Since U.S. auto factories making popular models are running near capacity, automakers couldn't do much in the short run to build more vehicles in the U.S. and avoid the tariff, Schuster said.
Jobs lost
As sales fall, auto and parts makers would need to cut costs by laying off workers. Mexico and Canada would be hit first, but since they import parts from the U.S., component makers domestically also would have to cut.
For instance, the RAV4's engines are made in Alabama and transmissions in West Virginia. If sales drop, those factories wouldn't need as many workers.
On the assembly line at the Ontario Equinox factory, the 2,400 workers are worried about the escalating dispute, said Joe Graves, the union president.
"I don't really see how one individual can change everything that was put in place over decades," Graves said of Trump. "It does cause a lot of uncertainty and instability with our members."
As sales slump, dealers who sell imported cars would lay off workers, too.
The pro-free trade Peterson Institute predicted that if other countries impose tariffs, U.S. auto production would fall 4 percent, costing 624,000 U.S. jobs in about one-to-three years.

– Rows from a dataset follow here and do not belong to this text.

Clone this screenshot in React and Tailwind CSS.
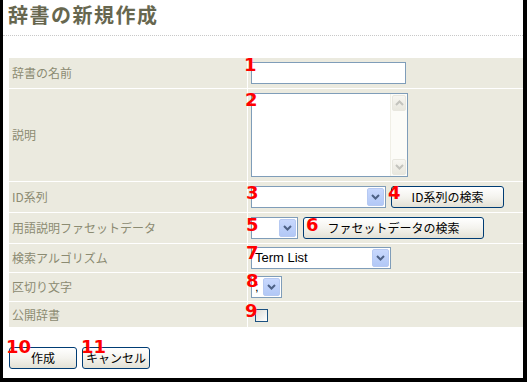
import React from 'react';

const jp = { fontFamily: '"Noto Sans CJK JP", "DejaVu Sans", sans-serif' };
const num = { fontFamily: '"DejaVu Sans", sans-serif' };

function Num({ n, className }) {
    return (
        <span
            style={num}
            className={`absolute z-10 text-[18px] font-bold leading-none text-[#ff0000] ${className}`}
        >
            {n}
        </span>
    );
}

function Arrow({ color = '#4d6185' }) {
    return (
        <svg width="9" height="6" viewBox="0 0 9 6">
            <path d="M1 1 L4.5 4.5 L8 1" fill="none" stroke={color} strokeWidth="2" />
        </svg>
    );
}

function Select({ width, text }) {
    return (
        <div
            className="flex h-[22px] items-center justify-between border border-[#7f9db9] bg-white pl-[3px] pr-px"
            style={{ width }}
        >
            <span style={{ fontFamily: '"Liberation Sans", Arial, sans-serif' }} className="text-[13px] text-black">
                {text}
            </span>
            <div className="flex h-[18px] w-[17px] items-center justify-center rounded-[2px] border border-[#b6c9f2] bg-gradient-to-b from-[#c8d8fd] to-[#b2c8f6]">
                <Arrow />
            </div>
        </div>
    );
}

function XpButton({ children, className }) {
    return (
        <button
            style={jp}
            className={`h-[22px] rounded-[3px] border border-[#003c74] bg-gradient-to-b from-white via-[#f4f3ee] to-[#e3e1d5] text-[12px] leading-none text-black ${className}`}
        >
            {children}
        </button>
    );
}

function Row({ label, h, children }) {
    return (
        <div className="grid grid-cols-[238px_1fr] gap-px" style={{ height: h }}>
            <div style={jp} className="flex items-center bg-[#ebeadf] pl-[3px] text-[12px] text-[#8b8b72]">
                {label}
            </div>
            <div className="relative flex items-center bg-[#ebeadf] pl-[3px]">{children}</div>
        </div>
    );
}

export default function App() {
    return (
        <div className="h-[382px] w-[527px] bg-black pb-[4px] pl-[3px] pr-[4px]">
            <div className="relative flex h-full flex-col bg-white">
                <div className="h-[36px] border-b border-dotted border-[#c8c8c8] pl-[5px] pt-[2px]">
                    <h1 style={jp} className="text-[20px] font-semibold leading-[26px] tracking-[1.5px] text-[#67674f]">
                        辞書の新規作成
                    </h1>
                </div>

                <div className="ml-[6px] mt-[22px] flex flex-col gap-px">
                    <Row label="辞書の名前" h={30}>
                        <Num n="1" className="left-[-4px] top-[-2px]" />
                        <div className="h-[22px] w-[155px] border border-[#7f9db9] bg-white" />
                    </Row>
                    <Row label="説明" h={92}>
                        <Num n="2" className="left-[-3px] top-[2px]" />
                        <div className="mt-[4px] flex h-[84px] w-[157px] self-start border border-[#7f9db9] bg-white">
                            <div className="flex-1" />
                            <div className="flex w-[17px] flex-col justify-between border-l border-[#f0efe6] bg-[#fcfcf8] p-px">
                                <div className="flex h-[16px] items-center justify-center rounded-[2px] border border-[#e8e7df] bg-gradient-to-b from-[#f7f6f1] to-[#e8e7de]">
                                    <div className="rotate-180"><Arrow color="#c3c3bd" /></div>
                                </div>
                                <div className="flex h-[16px] items-center justify-center rounded-[2px] border border-[#e8e7df] bg-gradient-to-b from-[#f7f6f1] to-[#e8e7de]">
                                    <Arrow color="#c3c3bd" />
                                </div>
                            </div>
                        </div>
                    </Row>
                    <Row label="ID系列" h={30}>
                        <Num n="3" className="left-[-2px] top-[2px]" />
                        <Select width={135} text="" />
                        <Num n="4" className="left-[140px] top-[2px]" />
                        <XpButton className="ml-[5px] w-[113px]">ID系列の検索</XpButton>
                    </Row>
                    <Row label="用語説明ファセットデータ" h={30}>
                        <Num n="5" className="left-[-2px] top-[3px]" />
                        <Select width={47} text="" />
                        <Num n="6" className="left-[58px] top-[3px]" />
                        <XpButton className="ml-[5px] w-[181px]">ファセットデータの検索</XpButton>
                    </Row>
                    <Row label="検索アルゴリズム" h={28}>
                        <Num n="7" className="left-[-2px] top-0" />
                        <Select width={140} text="Term List" />
                    </Row>
                    <Row label="区切り文字" h={28}>
                        <Num n="8" className="left-[-2px] top-[-1px]" />
                        <Select width={31} text=";" />
                    </Row>
                    <Row label="公開辞書" h={25}>
                        <Num n="9" className="left-[-3px] top-0" />
                        <div className="ml-[4px] mt-[2px] h-[13px] w-[13px] border border-[#1c5180] bg-gradient-to-br from-[#dcdcd7] to-white" />
                    </Row>
                </div>

                <div className="relative ml-[6px] mt-[20px] flex gap-[5px]">
                    <Num n="10" className="left-[-3px] top-[-9px]" />
                    <XpButton className="w-[68px]">作成</XpButton>
                    <Num n="11" className="left-[72px] top-[-9px]" />
                    <XpButton className="w-[68px]">キャンセル</XpButton>
                </div>
            </div>
        </div>
    );
}
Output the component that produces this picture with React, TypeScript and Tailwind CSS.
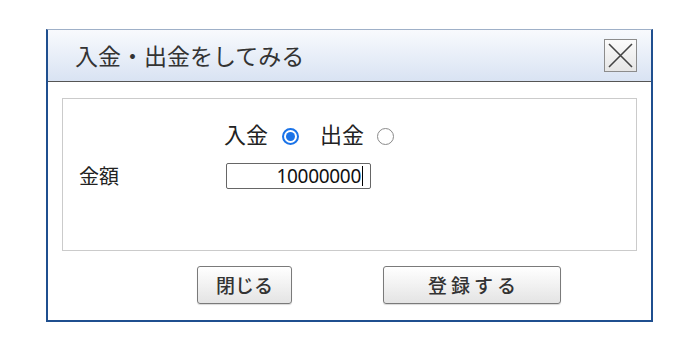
import React from 'react';

const jp = { fontFamily: '"Noto Sans CJK JP", "Noto Sans", sans-serif' };

function Radio({ checked }: { checked?: boolean }) {
  return checked ? (
    <span className="mt-[6px] flex h-[17px] w-[17px] items-center justify-center rounded-full border-2 border-[#1a73e8] bg-white">
      <span className="h-[9px] w-[9px] rounded-full bg-[#1a73e8]" />
    </span>
  ) : (
    <span className="mt-[6px] block h-[17px] w-[17px] rounded-full border-[1.5px] border-[#8a8a8a] bg-white" />
  );
}

export default function App() {
  return (
    <div className="min-h-[350px] w-[700px] bg-white pl-[46px] pt-[29px]" style={jp}>
      <div className="flex h-[293px] w-[607px] flex-col border-2 border-t border-[#1f4f8f] border-t-[#9fb0c8]">
        <div className="flex h-[52px] shrink-0 items-center justify-between border-b border-[#555] bg-gradient-to-b from-[#f8fafd] to-[#d9e3f3] pl-[27px] pr-[14px]">
          <h1 className="text-[23px] leading-none text-[#333]">入金・出金をしてみる</h1>
          <button className="flex h-[33px] w-[33px] items-center justify-center border border-[#8c8c8c] bg-gradient-to-b from-[#fbfbfb] to-[#e6e6e6]">
            <svg width="27" height="27" viewBox="0 0 27 27">
              <path d="M2 2 L25 25 M25 2 L2 25" stroke="#444" strokeWidth="1.6" />
            </svg>
          </button>
        </div>

        <div className="flex flex-1 flex-col px-[14px] pt-[16px]">
          <div className="h-[153px] border border-[#cbcbcb]">
            <div className="flex items-center pl-[161px] pt-[19px] text-[22px] leading-[30px] text-[#222]">
              <span>入金</span>
              <span className="ml-[14px]"><Radio checked /></span>
              <span className="ml-[21px]">出金</span>
              <span className="ml-[13px]"><Radio /></span>
            </div>
            <div className="mt-[13px] flex items-center pl-[16px]">
              <span className="w-[147px] text-[20px] text-[#222]">金額</span>
              <div className="flex h-[26px] w-[145px] items-center justify-end rounded-[2px] border border-[#666] pr-[7px] text-[19px] text-[#111]" style={{ fontFamily: '"Noto Sans", sans-serif' }}>
                <span className="tracking-[-0.3px]">10000000</span>
                <span className="ml-[1px] h-[20px] w-[1px] bg-black" />
              </div>
            </div>
          </div>

          <div className="mt-[15px] flex pl-[135px]">
            <button className="h-[38px] w-[95px] rounded-[3px] border border-[#7a7a7a] bg-gradient-to-b from-[#ffffff] to-[#e4e4e4] text-[19px] font-medium text-[#333] shadow-[0_1px_1px_rgba(0,0,0,0.15)]">
              閉じる
            </button>
            <button className="ml-[91px] h-[38px] w-[178px] rounded-[3px] border border-[#7a7a7a] bg-gradient-to-b from-[#ffffff] to-[#e4e4e4] pl-[4px] text-[19px] font-medium tracking-[4px] text-[#333] shadow-[0_1px_1px_rgba(0,0,0,0.15)]">
              登録する
            </button>
          </div>
        </div>
      </div>
    </div>
  );
}
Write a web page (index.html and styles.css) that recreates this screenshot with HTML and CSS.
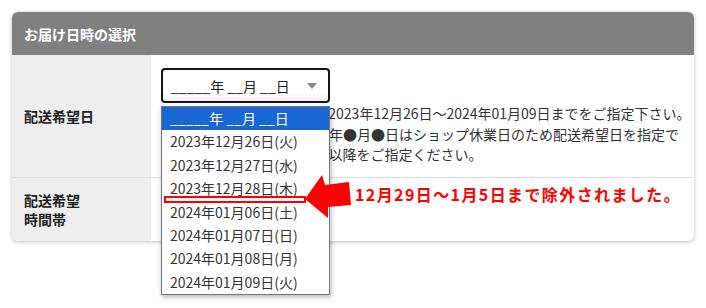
FILE: index.html
```html
<!DOCTYPE html>
<html lang="ja">
<head>
  <meta charset="UTF-8">
  <title>お届け日時の選択</title>
  <link rel="stylesheet" href="styles.css">
</head>
<body>
  <div class="card">
    <div class="card-head">お届け日時の選択</div>

    <div class="row row-date">
      <div class="label">配送希望日</div>
      <div class="field">
        <div class="select-box">
          <span>_____年 __月 __日</span>
          <span class="caret"></span>
        </div>
        <p class="note">配送希望日につきましては2023年12月26日～2024年01月09日までをご指定下さい。<br>年末の●月●日～●●●●年●月●日はショップ休業日のため配送希望日を指定で<br>きません。翌年の●月●日以降をご指定ください。</p>
      </div>
    </div>

    <div class="row row-time">
      <div class="label">配送希望<br>時間帯</div>
      <div class="field">
        <div class="select-box">
          <span>指定なし</span>
          <span class="caret"></span>
        </div>
      </div>
    </div>

    <!-- open dropdown of the date select -->
    <ul class="options">
      <li class="active">_____年 __月 __日</li>
      <li>2023年12月26日(火)</li>
      <li>2023年12月27日(水)</li>
      <li>2023年12月28日(木)</li>
      <li>2024年01月06日(土)</li>
      <li>2024年01月07日(日)</li>
      <li>2024年01月08日(月)</li>
      <li>2024年01月09日(火)</li>
    </ul>

    <!-- annotation -->
    <div class="cut-mark"></div>
    <svg class="arrow" width="55" height="52" viewBox="0 0 55 52">
      <polygon points="5,29 22,5 25,15 49,12 51,35 28,37 28,48" fill="#ff0000"/>
    </svg>
    <div class="callout">12月29日～1月5日まで除外されました。</div>
  </div>
</body>
</html>
```

FILE: styles.css
```css
html {
  height: 100%;
}

body {
  box-sizing: border-box;
  min-height: 100%;
  margin: 0;
  padding: 12px;
  background: #fff;
  font-family: "Noto Sans CJK JP", "Noto Sans", sans-serif;
  font-size: 14px;
  color: #333;
}

.card {
  position: relative;
  width: 682px;
  border-radius: 6px;
  background: #fff;
  box-shadow: 0 1px 4px rgba(0, 0, 0, 0.25);
}

.card-head {
  display: flex;
  align-items: center;
  height: 43px;
  padding: 0 12px;
  background: #808080;
  color: #fff;
  font-weight: bold;
  border-radius: 6px 6px 0 0;
}

.row {
  display: grid;
  grid-template-columns: 139px 1fr;
}

.row-time {
  border-top: 1px solid #dddddd;
}

.row-time .label {
  border-radius: 0 0 0 6px;
}

.label {
  display: flex;
  align-items: center;
  padding: 0 12px;
  background: #eeeeee;
  color: #222;
  font-weight: bold;
  line-height: 19px;
}

.field {
  padding: 13px 10px 12.5px;
}

.row-time .field {
  padding: 14px 10px;
}

.select-box {
  box-sizing: border-box;
  display: flex;
  align-items: center;
  justify-content: space-between;
  width: 169px;
  height: 35px;
  padding: 0 11px 0 8px;
  border: 2px solid #151515;
  border-radius: 4px;
  background: linear-gradient(#fff 70%, #f1f1f1);
  color: #222;
}

.caret {
  width: 0;
  height: 0;
  border-left: 5px solid transparent;
  border-right: 5px solid transparent;
  border-top: 6px solid #888;
}

.note {
  margin: 0;
  line-height: 20.5px;
  white-space: nowrap;
  color: #333;
}

.options {
  position: absolute;
  left: 149px;
  top: 94px;
  box-sizing: border-box;
  width: 169px;
  margin: 0;
  padding: 0;
  list-style: none;
  background: #fff;
  border: 1px solid #777;
  box-shadow: 1px 2px 5px rgba(0, 0, 0, 0.3);
}

.options li {
  height: 23.4px;
  line-height: 23.4px;
  padding-left: 8px;
  color: #333;
  white-space: nowrap;
}

.options li.active {
  background: #1967d2;
  color: #fff;
}

.cut-mark {
  position: absolute;
  left: 152px;
  top: 184px;
  box-sizing: border-box;
  width: 142px;
  height: 7px;
  border: 2px solid #ff0000;
  background: #fff;
}

.arrow {
  position: absolute;
  left: 288px;
  top: 158px;
}

.callout {
  position: absolute;
  left: 343px;
  top: 172px;
  font-size: 16px;
  line-height: 20px;
  font-weight: bold;
  letter-spacing: 1.4px;
  color: #ff0000;
  white-space: nowrap;
}
```
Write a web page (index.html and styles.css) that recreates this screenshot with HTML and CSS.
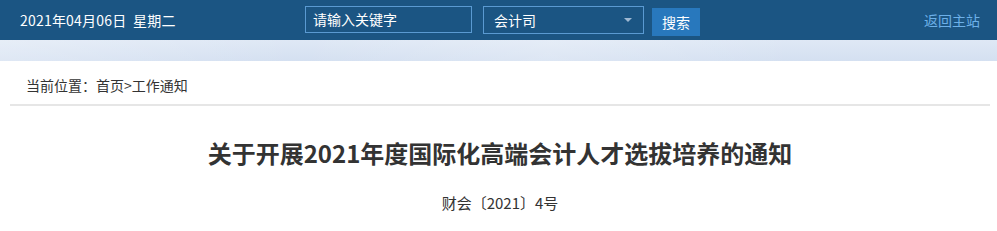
FILE: index.html
```html
<!DOCTYPE html>
<html lang="zh-CN">
<head>
<meta charset="utf-8">
<title>关于开展2021年度国际化高端会计人才选拔培养的通知</title>
<link rel="stylesheet" href="styles.css">
</head>
<body>
<header class="topbar">
  <div class="topbar-inner">
    <div class="date">2021年04月06日&nbsp;&nbsp;星期二</div>
    <form class="search">
      <div class="search-input">请输入关键字</div>
      <div class="search-select">
        <span>会计司</span>
        <span class="caret"></span>
      </div>
      <div class="search-btn">搜索</div>
    </form>
    <a class="home-link">返回主站</a>
  </div>
</header>
<div class="banner"></div>
<main class="content">
  <div class="crumb">当前位置：首页&gt;工作通知</div>
  <h1 class="title">关于开展2021年度国际化高端会计人才选拔培养的通知</h1>
  <p class="docno">财会〔2021〕4号</p>
</main>
</body>
</html>
```

FILE: styles.css
```css
html, body {
  margin: 0;
  padding: 0;
  background: #fff;
  font-family: "Noto Sans CJK SC", "Microsoft YaHei", sans-serif;
}
.topbar {
  background: #1b5583;
  height: 40px;
}
.topbar-inner {
  width: 980px;
  margin: 0 10px;
  height: 40px;
  display: flex;
  align-items: center;
  box-sizing: border-box;
  padding: 0 10px;
}
.date {
  color: #fff;
  font-size: 14px;
  letter-spacing: 0.2px;
  width: 285px;
  line-height: 20px;
}
.search {
  display: flex;
  align-items: center;
  margin: 0;
}
.search-input {
  box-sizing: border-box;
  width: 167px;
  height: 27px;
  border: 1px solid #5a9ad2;
  color: #fff;
  font-size: 14px;
  line-height: 25px;
  padding-left: 7px;
  position: relative;
  top: -1px;
}
.search-select {
  box-sizing: border-box;
  width: 161px;
  height: 28px;
  margin-left: 11px;
  border: 1px solid #5a9ad2;
  color: #fff;
  font-size: 14px;
  display: flex;
  align-items: center;
  justify-content: space-between;
  padding: 0 11px 0 10px;
}
.caret {
  width: 0;
  height: 0;
  border-left: 4px solid transparent;
  border-right: 4px solid transparent;
  border-top: 4px solid #9fb9d3;
}
.search-btn {
  width: 48px;
  height: 28px;
  margin-left: 8px;
  background: #2878bd;
  color: #fff;
  font-size: 14px;
  line-height: 28px;
  text-align: center;
  position: relative;
  top: 2px;
}
.home-link {
  margin-left: auto;
  color: #6db0e8;
  font-size: 14px;
  line-height: 20px;
}
.banner {
  height: 21px;
  background:
    linear-gradient(100deg, rgba(255,255,255,0.25) 0%, rgba(255,255,255,0) 30%, rgba(255,255,255,0.2) 55%, rgba(255,255,255,0) 80%),
    linear-gradient(180deg, #dfe8f5 0%, #d4e0f1 100%);
}
.content {
  width: 980px;
  margin: 0 10px;
}
.crumb {
  font-size: 14px;
  color: #333;
  padding: 14px 0 0 16px;
  height: 29px;
  line-height: 20px;
  border-bottom: 2px solid #e6e6e6;
}
.title {
  margin: 30px 0 0;
  text-align: center;
  font-size: 24px;
  font-weight: bold;
  color: #333;
  line-height: 34px;
}
.docno {
  margin: 23px 0 0;
  text-align: center;
  font-size: 15px;
  color: #333;
  line-height: 20px;
}
```
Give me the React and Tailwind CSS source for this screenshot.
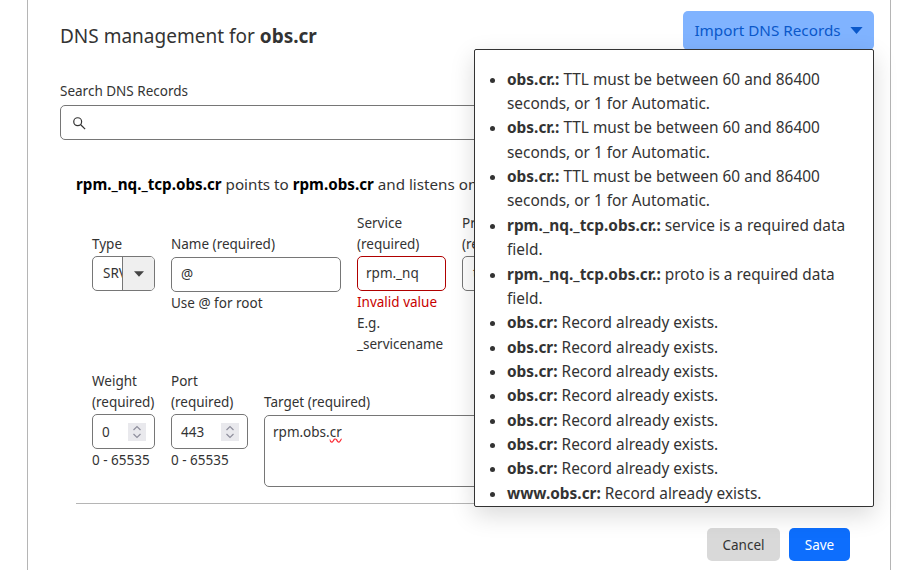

Other sectors of the economy would also be hit because autos touch nearly all manufacturing, said Dan Ujczo, a trade lawyer in Columbus, Ohio. Tariffs would "be a shock wave through the economy. And that will be a red line for Congress to step in and do something," he predicted.
Retaliatory tariffs from other countries would likely hit U.S. agriculture and other businesses, curtailing exports and also costing jobs, Dziczek said.
Companies with price advantages due to the tariffs may increase U.S. production, and that could bring more jobs. But Schuster and others expect they would raise production with the existing workforce.
Although Trump would like to see auto and parts production relocated to the U.S., experts say such moves are not likely.
It would take several years and billions of dollars to plan and build new plants, which companies would be reluctant to do without knowing the tariffs are permanent. It's possible the next president could undo the tariffs, and the industry likely would wait for that, Dziczek said.